Got Questions About Workforce Planning?


When leaders first start exploring strategic workforce planning, a few common questions always seem to pop up. Let's tackle some of the most frequent ones to clear up how this forward-looking approach actually works and how you can make it fit your own organisation.


How Is This Different from Succession Planning?


It’s easy to mix these two up, but they have very different jobs. Think of succession planning as having a laser focus on the top of your organisation chart. It's all about identifying and grooming people specifically for key leadership roles so you're never caught off guard when a senior leader moves on.


Strategic workforce planning, on the other hand, zooms out to see the entire picture. It looks at the talent and skill needs across every single role in the business, not just the C-suite, to make sure the whole company is ready for what's next.


How Often Should We Update Our Plan?


Your workforce plan isn't a "set it and forget it" report that gathers dust on a shelf.
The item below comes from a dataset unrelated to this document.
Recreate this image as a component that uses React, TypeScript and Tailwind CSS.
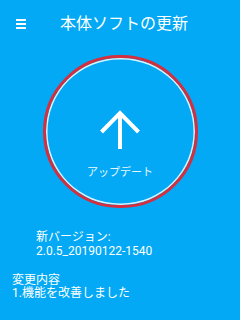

It's a living, breathing document.


A full, deep-dive review should happen annually, ideally in lockstep with your main business strategy planning. But to stay on your toes, you'll also want to schedule lighter quarterly check-ins. These quick reviews let you make adjustments for any sudden market shifts or internal changes, keeping your plan relevant and effective.


Is This Only for Big Companies?


Not at all. While you hear about huge corporations using sophisticated software, the fundamental ideas behind workforce planning work for everyone.


Small and medium-sized businesses can use simpler, more streamlined versions of the process. It still helps them look ahead to see what skills they'll need, make smarter hiring choices, and build a team that has the right stuff to drive their growth.